Back in early April, Charles Pierce wrote about the sentencing phase of the Boston Marathon bomber trial. Dzhokhar Tsarnaev had been found guilty and the jury would now decide his fate: life in prison or the death penalty. (Note: The death penalty was abolished in Massachusetts in 1984 but the federal courts still allow it.)
Yesterday, after thinking it over for 15 hours, the jury in Massachusetts decided to kill Tsarnaev.
Boston Marathon bomber Dzhokhar Tsarnaev was sentenced to death by a U.S. jury on Friday for helping carry out the 2013 attack that killed three people and wounded 264 others in the crowds at the race’s finish line.
After deliberating for 15 hours, the federal jury chose death by lethal injection for Tsarnaev, 21, over its only other option: life in prison without possibility of release.
The same jury found Tsarnaev guilty last month of placing a pair of homemade pressure-cooker bombs on April 15, 2013, as well as fatally shooting a policeman.
Eric Rudolph is still alive. Ted Kaczynski is still alive. The blind sheikh is still alive. Zacarias Moussaoui is still alive. I mention all of this because the trial phase of Dzhokhar Tsarnaev ended today with his being convicted on all 30 counts relating to the Boston Marathon bombing. In reality, of course, these entire proceedings merely were an extended penalty phase. Tsarnaev’s legal team conceded his role in the crime right from the start. Now, acting through the jury, we will decide whether to kill him or not.
There’s no point in rehashing all the arguments on either side. There’s no point in trying to make the absurd measured moral choice that Tsarnaev deserves to die while Rudolph and Kaczynski — and Moussaoui, convicted of participating in the greatest mass murder in the country’s history — deserve to live out their sunless lives in a SuperMax somewhere. You can say kill ’em all, but we haven’t, and we don’t …

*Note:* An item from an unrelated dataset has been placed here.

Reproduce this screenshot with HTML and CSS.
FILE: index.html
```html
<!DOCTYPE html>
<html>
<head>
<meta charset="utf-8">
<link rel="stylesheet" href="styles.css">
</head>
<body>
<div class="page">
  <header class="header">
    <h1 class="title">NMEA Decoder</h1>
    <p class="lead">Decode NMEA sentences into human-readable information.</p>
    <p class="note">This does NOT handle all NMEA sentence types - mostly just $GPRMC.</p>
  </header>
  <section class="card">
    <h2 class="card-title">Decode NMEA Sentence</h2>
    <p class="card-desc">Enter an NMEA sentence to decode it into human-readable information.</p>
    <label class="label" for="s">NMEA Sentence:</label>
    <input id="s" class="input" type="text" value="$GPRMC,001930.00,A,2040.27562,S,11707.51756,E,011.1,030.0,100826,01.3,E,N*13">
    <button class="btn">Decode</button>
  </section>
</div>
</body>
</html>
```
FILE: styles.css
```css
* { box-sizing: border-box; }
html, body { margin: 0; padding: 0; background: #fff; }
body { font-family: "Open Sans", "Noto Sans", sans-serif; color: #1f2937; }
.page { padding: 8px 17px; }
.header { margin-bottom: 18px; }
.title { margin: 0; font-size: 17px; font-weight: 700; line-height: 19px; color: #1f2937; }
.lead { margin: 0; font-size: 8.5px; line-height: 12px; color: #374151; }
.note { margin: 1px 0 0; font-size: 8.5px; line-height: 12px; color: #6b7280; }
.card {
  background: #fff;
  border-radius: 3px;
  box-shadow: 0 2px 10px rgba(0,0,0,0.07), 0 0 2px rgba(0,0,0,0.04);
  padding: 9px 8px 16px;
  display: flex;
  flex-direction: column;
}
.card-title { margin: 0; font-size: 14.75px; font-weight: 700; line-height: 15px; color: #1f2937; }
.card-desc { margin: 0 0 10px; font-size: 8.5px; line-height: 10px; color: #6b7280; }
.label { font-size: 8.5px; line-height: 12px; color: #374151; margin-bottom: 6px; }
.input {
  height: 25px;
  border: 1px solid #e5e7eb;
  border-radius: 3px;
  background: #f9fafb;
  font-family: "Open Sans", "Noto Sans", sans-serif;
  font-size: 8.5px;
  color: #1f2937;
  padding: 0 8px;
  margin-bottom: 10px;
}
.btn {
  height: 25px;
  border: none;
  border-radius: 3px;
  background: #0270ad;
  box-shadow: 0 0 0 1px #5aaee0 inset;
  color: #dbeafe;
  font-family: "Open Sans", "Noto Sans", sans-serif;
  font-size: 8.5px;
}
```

So, the question becomes, does killing Dzhokhar Tsarnaev serve the interests of justice. To answer this question, it is insufficient to summon up the tragedies of his victims, because then you have to explain why they deserve more of the strange kind of “closure” than did Kaczynski’s. To answer this question, it is insufficient to refer back to what a glorious, happy day it was when Tsarnaev committed his crimes, because then you have to explain why a glorious and happy spring day in Boston in 2013 was so much more glorious and happy than a summer’s night in Atlanta in 1996. …

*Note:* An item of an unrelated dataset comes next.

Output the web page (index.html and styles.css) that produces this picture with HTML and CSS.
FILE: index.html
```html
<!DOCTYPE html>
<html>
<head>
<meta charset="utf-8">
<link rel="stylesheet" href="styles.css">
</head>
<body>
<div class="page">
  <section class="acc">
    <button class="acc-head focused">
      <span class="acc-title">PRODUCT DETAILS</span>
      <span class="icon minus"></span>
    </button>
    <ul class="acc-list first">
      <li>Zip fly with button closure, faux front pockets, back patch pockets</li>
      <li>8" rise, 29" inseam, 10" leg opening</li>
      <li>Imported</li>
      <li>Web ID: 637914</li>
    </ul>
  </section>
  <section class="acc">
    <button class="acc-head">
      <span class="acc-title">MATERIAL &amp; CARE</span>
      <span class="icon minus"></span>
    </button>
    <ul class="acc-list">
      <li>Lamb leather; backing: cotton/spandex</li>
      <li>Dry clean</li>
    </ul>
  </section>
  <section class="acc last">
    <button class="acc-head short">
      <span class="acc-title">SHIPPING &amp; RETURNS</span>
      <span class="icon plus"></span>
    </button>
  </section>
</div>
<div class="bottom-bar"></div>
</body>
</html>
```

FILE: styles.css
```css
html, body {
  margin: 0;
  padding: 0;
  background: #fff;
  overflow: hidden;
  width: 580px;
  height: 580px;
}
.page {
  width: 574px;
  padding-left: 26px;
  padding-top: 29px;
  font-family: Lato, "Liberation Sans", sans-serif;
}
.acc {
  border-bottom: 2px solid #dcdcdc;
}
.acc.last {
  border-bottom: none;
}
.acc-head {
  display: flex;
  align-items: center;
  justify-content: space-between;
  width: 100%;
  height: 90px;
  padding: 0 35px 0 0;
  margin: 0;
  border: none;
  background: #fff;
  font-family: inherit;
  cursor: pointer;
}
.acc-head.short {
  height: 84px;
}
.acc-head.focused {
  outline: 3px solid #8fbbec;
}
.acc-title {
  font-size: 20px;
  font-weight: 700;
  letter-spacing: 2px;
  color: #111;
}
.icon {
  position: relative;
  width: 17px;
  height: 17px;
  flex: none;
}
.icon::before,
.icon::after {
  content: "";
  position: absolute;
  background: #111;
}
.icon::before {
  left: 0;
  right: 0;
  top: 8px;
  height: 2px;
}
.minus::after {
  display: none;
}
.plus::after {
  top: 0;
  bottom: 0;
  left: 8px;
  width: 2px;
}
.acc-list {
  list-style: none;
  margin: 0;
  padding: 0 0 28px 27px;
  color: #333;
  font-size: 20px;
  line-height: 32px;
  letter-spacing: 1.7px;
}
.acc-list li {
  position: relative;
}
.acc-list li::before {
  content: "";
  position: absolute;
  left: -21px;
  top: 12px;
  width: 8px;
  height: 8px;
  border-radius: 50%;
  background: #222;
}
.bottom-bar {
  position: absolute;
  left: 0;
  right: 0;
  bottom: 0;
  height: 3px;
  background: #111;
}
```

The question becomes, as it always does, is the death penalty itself consistent with the distinctly American idea of the rule of law, or do the preposterous ambiguities that we’ve built into our way of killing people, largely to salve our putatively democratic consciences, render the punishment not only cruel and unusual, but cruel and absurd.

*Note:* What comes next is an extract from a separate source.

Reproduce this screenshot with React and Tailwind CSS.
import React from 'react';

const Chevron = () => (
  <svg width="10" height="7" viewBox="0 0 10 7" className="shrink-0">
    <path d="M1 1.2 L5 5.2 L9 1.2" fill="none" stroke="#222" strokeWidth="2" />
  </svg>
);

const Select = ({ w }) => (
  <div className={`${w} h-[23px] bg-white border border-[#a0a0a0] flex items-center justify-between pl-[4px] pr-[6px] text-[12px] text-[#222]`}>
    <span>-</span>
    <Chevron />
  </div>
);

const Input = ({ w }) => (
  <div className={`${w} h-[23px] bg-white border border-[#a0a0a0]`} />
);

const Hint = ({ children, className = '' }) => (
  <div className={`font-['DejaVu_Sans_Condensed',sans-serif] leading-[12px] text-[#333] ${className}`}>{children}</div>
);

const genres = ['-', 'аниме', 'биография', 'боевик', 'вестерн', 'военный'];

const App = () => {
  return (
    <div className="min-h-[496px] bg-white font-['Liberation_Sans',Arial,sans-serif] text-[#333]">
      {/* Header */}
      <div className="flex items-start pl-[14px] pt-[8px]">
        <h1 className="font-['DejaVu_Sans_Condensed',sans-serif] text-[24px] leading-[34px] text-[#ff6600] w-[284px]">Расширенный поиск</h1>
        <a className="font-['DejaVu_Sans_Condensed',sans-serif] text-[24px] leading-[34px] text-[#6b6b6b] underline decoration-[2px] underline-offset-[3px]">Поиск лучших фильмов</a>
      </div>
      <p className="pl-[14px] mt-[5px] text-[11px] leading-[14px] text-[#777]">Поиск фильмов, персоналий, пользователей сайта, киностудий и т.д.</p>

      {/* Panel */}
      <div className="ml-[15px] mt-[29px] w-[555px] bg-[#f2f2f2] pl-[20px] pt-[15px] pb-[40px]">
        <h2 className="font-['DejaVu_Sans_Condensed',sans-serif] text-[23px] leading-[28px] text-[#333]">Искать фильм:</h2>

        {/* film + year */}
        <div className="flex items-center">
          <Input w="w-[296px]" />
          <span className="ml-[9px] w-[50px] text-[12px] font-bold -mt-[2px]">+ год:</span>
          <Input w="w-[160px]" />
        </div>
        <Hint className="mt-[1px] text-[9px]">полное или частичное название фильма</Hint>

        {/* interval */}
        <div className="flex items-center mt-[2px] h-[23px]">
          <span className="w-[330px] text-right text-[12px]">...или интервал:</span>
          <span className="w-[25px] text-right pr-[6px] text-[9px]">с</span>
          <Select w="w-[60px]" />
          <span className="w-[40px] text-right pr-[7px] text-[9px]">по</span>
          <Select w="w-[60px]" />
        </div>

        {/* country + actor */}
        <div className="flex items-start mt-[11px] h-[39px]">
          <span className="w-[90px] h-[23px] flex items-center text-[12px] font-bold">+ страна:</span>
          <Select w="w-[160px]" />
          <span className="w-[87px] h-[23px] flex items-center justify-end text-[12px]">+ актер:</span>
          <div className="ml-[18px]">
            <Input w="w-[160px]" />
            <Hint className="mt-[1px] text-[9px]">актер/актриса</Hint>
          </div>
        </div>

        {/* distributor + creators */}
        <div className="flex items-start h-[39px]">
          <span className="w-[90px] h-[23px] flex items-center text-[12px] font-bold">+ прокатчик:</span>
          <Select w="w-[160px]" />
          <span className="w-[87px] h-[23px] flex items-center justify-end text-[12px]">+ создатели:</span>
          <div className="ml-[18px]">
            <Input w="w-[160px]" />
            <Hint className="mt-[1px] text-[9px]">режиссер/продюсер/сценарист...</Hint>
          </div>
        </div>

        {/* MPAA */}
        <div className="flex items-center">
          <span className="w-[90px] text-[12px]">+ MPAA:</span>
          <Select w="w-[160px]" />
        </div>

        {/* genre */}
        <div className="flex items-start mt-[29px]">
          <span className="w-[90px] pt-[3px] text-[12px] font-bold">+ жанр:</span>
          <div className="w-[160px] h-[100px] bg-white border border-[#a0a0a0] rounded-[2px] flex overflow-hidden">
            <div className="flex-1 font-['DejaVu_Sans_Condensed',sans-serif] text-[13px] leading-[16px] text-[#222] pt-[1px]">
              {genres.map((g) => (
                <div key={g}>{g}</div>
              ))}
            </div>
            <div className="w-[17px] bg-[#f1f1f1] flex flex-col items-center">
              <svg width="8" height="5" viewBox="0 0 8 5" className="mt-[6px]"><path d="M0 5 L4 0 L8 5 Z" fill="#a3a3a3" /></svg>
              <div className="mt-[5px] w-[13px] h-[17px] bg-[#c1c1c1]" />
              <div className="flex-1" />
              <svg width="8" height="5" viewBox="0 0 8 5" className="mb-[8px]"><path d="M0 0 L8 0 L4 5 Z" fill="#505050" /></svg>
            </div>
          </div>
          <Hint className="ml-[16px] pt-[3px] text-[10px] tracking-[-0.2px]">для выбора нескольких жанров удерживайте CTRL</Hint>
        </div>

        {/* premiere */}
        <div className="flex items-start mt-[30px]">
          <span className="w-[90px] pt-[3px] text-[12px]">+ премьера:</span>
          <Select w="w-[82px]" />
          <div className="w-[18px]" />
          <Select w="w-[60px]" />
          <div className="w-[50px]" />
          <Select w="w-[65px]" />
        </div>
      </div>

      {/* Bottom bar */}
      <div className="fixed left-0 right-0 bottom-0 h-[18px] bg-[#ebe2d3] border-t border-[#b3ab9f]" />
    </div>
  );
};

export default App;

And our “shining city on the hill” gets tarnished once again. The international community took note in its universal periodic review (UPR) of our human rights record :
The United States was slammed over its rights record Monday at the United Nations’ Human Rights Council, with member nations criticizing the country for police violence and racial discrimination, the Guantánamo Bay Detention Facility and the continued use of the death penalty.
It is barbaric. It is simply vengeance as it neither provides closure for the victim’s families and friends nor does it deter anyone from committing a similar crime. It is indeed, “cruel and absurd”.